To be done>
Give the number of lines in the data that hold the word "this", and nothing else.

Data provided>
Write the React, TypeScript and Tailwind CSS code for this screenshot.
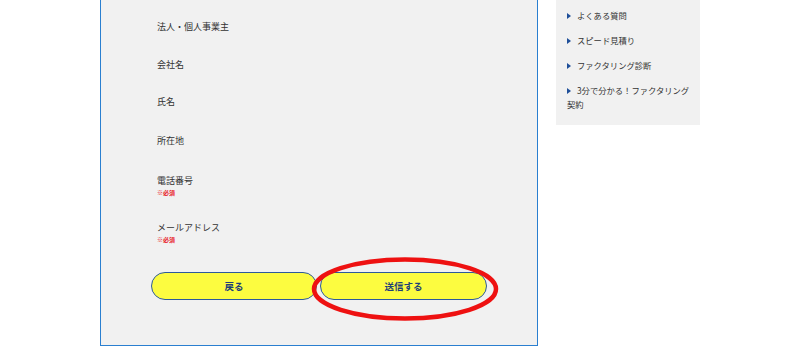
import React from "react";

const font = { fontFamily: '"Noto Sans CJK JP", "Noto Sans", sans-serif' };

function Field({ label, required, mt }: { label: string; required?: boolean; mt: string }) {
  return (
    <div className={`${mt} flex flex-col`}>
      <div className="text-[9px] leading-[12px] text-[#333333]">{label}</div>
      {required && (
        <div className="mt-[2px] text-[6px] leading-[8px] font-bold text-[#e8202a]">※必須</div>
      )}
    </div>
  );
}

export default function App() {
  const links: string[] = ["よくある質問", "スピード見積り", "ファクタリング診断", "3分で分かる！ファクタリング契約"];
  return (
    <div className="w-[800px] h-[350px] bg-white overflow-hidden" style={font}>
      <div className="flex items-start pl-[100px] gap-[18px]">
        <div className="relative w-[438px] h-[346px] border-x-[1.5px] border-b-[1.5px] border-[#2a7fd0] bg-[#f1f1f1] flex flex-col">
          <div className="pl-[56px] flex flex-col">
            <Field mt="mt-[21px]" label="法人・個人事業主" />
            <Field mt="mt-[26px]" label="会社名" />
            <Field mt="mt-[25px]" label="氏名" />
            <Field mt="mt-[27px]" label="所在地" />
            <Field mt="mt-[28px]" label="電話番号" required />
            <Field mt="mt-[25px]" label="メールアドレス" required />
          </div>
          <div className="mt-[28px] flex justify-center gap-[3px]">
            <button className="w-[166px] h-[28px] rounded-full border-[1.5px] border-[#2d5a9c] bg-[#fcfc40] text-[9.5px] font-bold text-[#1f3f78]">
              戻る
            </button>
            <button className="w-[167px] h-[28px] rounded-full border-[1.5px] border-[#2d5a9c] bg-[#fcfc40] text-[9.5px] font-bold text-[#1f3f78]">
              送信する
            </button>
          </div>
          <svg
            className="absolute left-[210px] top-[256px] pointer-events-none"
            width="190"
            height="66"
            viewBox="0 0 190 66"
          >
            <ellipse cx="94" cy="33" rx="91" ry="29.5" fill="none" stroke="#ee1111" strokeWidth="4.5" />
          </svg>
        </div>
        <div className="w-[144px] bg-[#f1f1f1] pt-[8px] pb-[14px] pl-[11px] pr-[8px] flex flex-col gap-[11px]">
          {links.map((t) => (
            <div key={t} className="text-[8.3px] leading-[14px] text-[#333333]">
              <span className="inline-block align-middle mr-[6px] mb-[2px] w-0 h-0 border-y-[3px] border-y-transparent border-l-[4px] border-l-[#1f4f99]" />
              {t}
            </div>
          ))}
        </div>
      </div>
    </div>
  );
}
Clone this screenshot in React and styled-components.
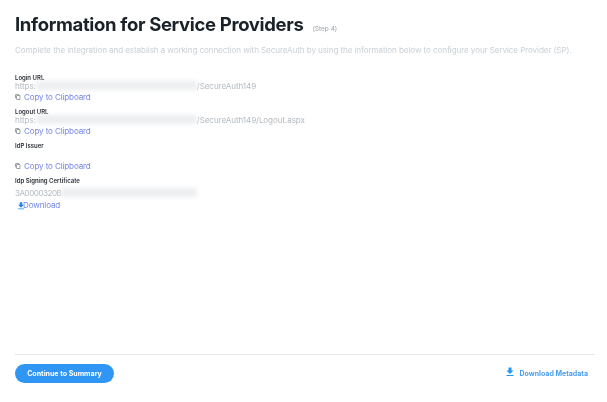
import React from "react";
import styled, { createGlobalStyle } from "styled-components";
import { MdContentCopy, MdFileDownload } from "react-icons/md";

const GlobalStyle = createGlobalStyle`
  html, body {
    margin: 0;
    padding: 0;
    background: #fff;
  }
  body {
    font-family: "Inter", "Open Sans", "Liberation Sans", sans-serif;
  }
`;

const Page = styled.div`
  width: 607px;
  height: 402px;
  box-sizing: border-box;
  padding: 12px 12px 0 15px;
  display: flex;
  flex-direction: column;
  overflow: hidden;
  filter: blur(0.3px);
`;

const Header = styled.div`
  display: flex;
  align-items: baseline;
  gap: 9px;
  height: 26px;
`;

const Title = styled.h1`
  margin: 0;
  font-size: 18.5px;
  line-height: 24px;
  font-weight: 700;
  letter-spacing: -0.34px;
  color: #1a2128;
`;

const Step = styled.span`
  font-size: 6.5px;
  color: #98a2aa;
`;

const Intro = styled.p`
  margin: 5px 0 16.5px;
  font-size: 8.1px;
  line-height: 14px;
  letter-spacing: -0.1px;
  color: #c9d0d5;
  white-space: nowrap;
`;

const Fields = styled.div`
  display: flex;
  flex-direction: column;
  flex: 1;
`;

const Field = styled.div`
  display: flex;
  flex-direction: column;
  margin-bottom: ${({ $gap }) => $gap}px;
`;

const Label = styled.div`
  font-size: 6px;
  line-height: 7.5px;
  font-weight: 600;
  color: #2b2f36;
`;

const Value = styled.div`
  min-height: ${({ $tall }) => ($tall ? 11 : 10)}px;
  margin-top: ${({ $offset }) => $offset || 0}px;
  font-size: 8.1px;
  line-height: 10px;
  letter-spacing: ${({ $tight }) => ($tight ? "-0.5px" : "-0.1px")};
  color: #b4bbc0;
  white-space: nowrap;
`;

const Redacted = styled.span`
  display: inline-block;
  width: ${({ $width }) => $width}px;
  height: 9px;
  vertical-align: -1px;
  background: #eceef0;
  filter: blur(2px);
`;

const ActionLink = styled.a`
  display: flex;
  align-items: center;
  height: 12px;
  font-size: 8.1px;
  letter-spacing: -0.15px;
  color: #7586e4;
  text-decoration: none;
`;

const DownloadLink = styled(ActionLink)`
  height: 14px;
`;

const CopyIcon = styled(MdContentCopy)`
  width: 6px;
  height: 6px;
  margin-right: 3px;
  color: #3f454b;
`;

const DownloadIcon = styled(MdFileDownload)`
  width: 10px;
  height: 10px;
  margin: 3px -3px 0 1px;
  color: #1e88e5;
`;

const Footer = styled.div`
  height: 48px;
  box-sizing: border-box;
  border-top: 1px solid #e4e6e8;
  display: flex;
  justify-content: space-between;
  align-items: flex-start;
  padding-top: 9px;
`;

const PrimaryButton = styled.button`
  width: 99px;
  height: 19px;
  padding: 0;
  border: 0;
  border-radius: 10px;
  background: #2f96f5;
  color: #fff;
  font-family: inherit;
  font-size: 7.05px;
  font-weight: 700;
`;

const MetadataLink = styled.a`
  display: flex;
  align-items: center;
  gap: 4px;
  margin: 5px 7px 0 0;
  font-size: 7px;
  font-weight: 700;
  color: #4a9df0;
  text-decoration: none;
`;

const MetadataIcon = styled(MdFileDownload)`
  width: 12px;
  height: 12px;
  margin-top: -4px;
  color: #2196f3;
`;

function CopyLink() {
  return (
    <ActionLink href="#">
      <CopyIcon />
      Copy to Clipboard
    </ActionLink>
  );
}

export default function App() {
  return (
    <>
      <GlobalStyle />
      <Page>
        <Header>
          <Title>Information for Service Providers</Title>
          <Step>(Step 4)</Step>
        </Header>
        <Intro>
          Complete the integration and establish a working connection with
          SecureAuth by using the information below to configure your Service
          Provider (SP).
        </Intro>
        <Fields>
          <Field $gap={4.5}>
            <Label>Login URL</Label>
            <Value>
              https:
              <Redacted $width={161} />
              /SecureAuth149
            </Value>
            <CopyLink />
          </Field>
          <Field $gap={4.5}>
            <Label>Logout URL</Label>
            <Value>
              https:
              <Redacted $width={161} />
              /SecureAuth149/Logout.aspx
            </Value>
            <CopyLink />
          </Field>
          <Field $gap={4.5}>
            <Label>IdP Issuer</Label>
            <Value $tall />
            <CopyLink />
          </Field>
          <Field $gap={0}>
            <Label>Idp Signing Certificate</Label>
            <Value $offset={3.5} $tight>
              3A0000320B
              <Redacted $width={136} />
            </Value>
            <DownloadLink href="#">
              <DownloadIcon />
              Download
            </DownloadLink>
          </Field>
        </Fields>
        <Footer>
          <PrimaryButton>Continue to Summary</PrimaryButton>
          <MetadataLink href="#">
            <MetadataIcon />
            Download Metadata
          </MetadataLink>
        </Footer>
      </Page>
    </>
  );
}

Solved problem>
2